Shell Hong Kong, part of Royal Dutch/Shell Group, expects revenue to drop several per cent this year as the financial turmoil takes its toll, director of Hong Kong and Macau area Robert Young Man-kim said.

It is predicting flat growth next year and an upturn by 2000.

The group, whose parent last month said it would close four of its European head offices and warned of asset write-downs amid languishing demand, did not plan to reduce staff or salaries in Hong Kong.

Mr Young said: 'We have enjoyed growth in revenue as well as profit in the past few years. We have not cut staff and salaries, yet we have been able to keep our costs constant.' Staff level for the existing businesses had been kept at about 300 during these years, he said.

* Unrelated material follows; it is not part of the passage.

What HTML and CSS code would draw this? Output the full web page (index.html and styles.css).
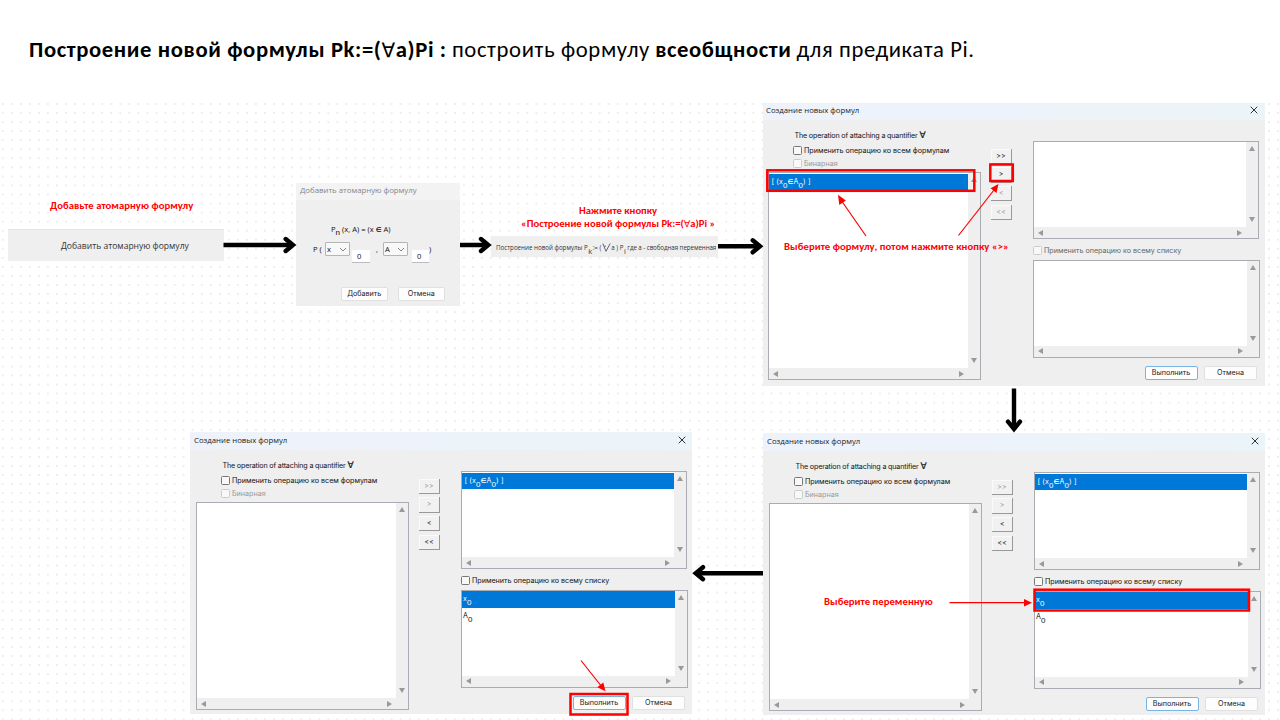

The group expected to see about a 5 per cent fall in petrol sales at its 61 stations in Hong Kong this year, in line with the market, compared with growth of several per cent last year.

Mr Young hoped the launch in the middle of last month of a new fuel, Shell Formula V Power Unleaded, would help sales.

Mr Young said a more aggressive approach had helped the industrial fuel division to secure more sales to the Government and leading clients, providing for several per cent growth this year.

Liquefied petroleum gas business would grow marginally as a new project started this year would more than offset the loss from the shrinking market.

Lubricants would see the biggest fall among all businesses but the slide was within 10 per cent, Mr Young said.

With the opening of the new airport, the number of aviation fuel suppliers increased from seven to 13 and the subsequent pricing competition had led to a decline in revenue of several per cent.